Counterfeit Chips on the Rise
As more firms report finding phony chips, the danger they pose becomes clearer
Making semiconductors is a big business—and, so it seems, is counterfeiting them. Just how big is becoming clearer than ever, thanks in part to the candor of the U.S. military, and it will become even clearer as new laws in the United States come into effect later this year.
In 2011, over 1300 counterfeit incidents were reported from around the world to Electronic Resellers Association International (ERAI), a private company that tracks counterfeit electronics for the industry. That’s more than double the number reported in 2010 and 2008, and quadruple the number reported in 2009. ERAI’s partner company, IHS, reported a slightly higher figure for 2011 by including data from the Government-Industry Data Exchange Program, a not-for-profit organization that, among other things, tracks counterfeits and component failures in the United States and Canada.
The fear is that these counterfeits—including used and relabeled commercial gear or components falsely labeled as military grade—will fail more quickly than the parts they’re standing in for. And because semiconductors are an integral part of everything from cellphones to nuclear reactor controls, the failure of a counterfeit chip in the wrong place could have deadly consequences.
“That’s what we’re all afraid of, ” says Jack Stradley, an expert on the U.S. government’s semiconductor supply chain.
The new legislation, the National Defense Authorization Act for Fiscal Year 2012 [PDF], aims to fight counterfeiting by requiring government contractors to track and report counterfeits and to be held accountable for replacement costs.
Until now, companies rarely reported fraudulent chips, says Lawrence Hurst, product fraud prevention manager at Intel. “We haven’t been doing that,” Hurst says. “In fact, most of the industry hasn’t.” In the past there was simply no financial reason to do so, he says. But with a new legal responsibility, Intel is now in the process of creating a database of counterfeit parts it encounters.

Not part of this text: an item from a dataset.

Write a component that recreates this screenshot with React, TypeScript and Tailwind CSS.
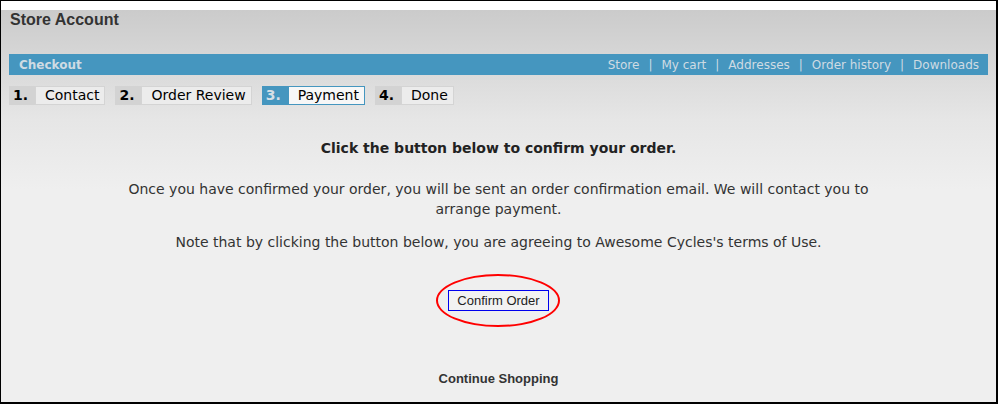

The U.S. law is in response to a 2010 U.S. Government Accountability Office report on counterfeits in the military and a 2011 congressional hearing on the dangers of counterfeit electronics. A report introduced in the hearing based on a mandatory survey of producers, dealers, and military contractors, estimates that 9356 fake parts were found in 2008 alone.
Those same counterfeits are sold internationally. Both the Japanese Ministry of Defense and the U.S. Navy bought electromagnetic interference filters from Raytheon electronics, later found to contain counterfeit versions of Fairchild semiconductors. The United Kingdom subsidiary of military contractor General Dynamics also bought counterfeit semiconductors, though it discovered the fraud before including the components in its products, according to the 2010–2011 annual report by the U.K.’s IP Crime Group [PDF, 3/12 MB].
The few prosecuted cases of counterfeit goods distribution show that it’s easy to sneak products into the increasingly complicated supply chain. Between its point of manufacture and its use in an action-ready missile, a semiconductor is often bought and resold many times. Overworked purchasers rely on brokers, who in turn buy from relatively anonymous online forums. In theory, chips are tested at multiple points in the supply chain, but shady companies have lied about tests, authenticity, and origins. The majority of counterfeit chips can be traced to China, but the primary fault lies in the industry’s purchasing practices, Stradley says.
Stradley believes that the new law won’t do enough to force reform of the semiconductor supply chain. It may take a fatal disaster to do that. “It’s always that way,” says Stradley. “That’s part of the problem—we haven’t had any serious accidents we can point to.”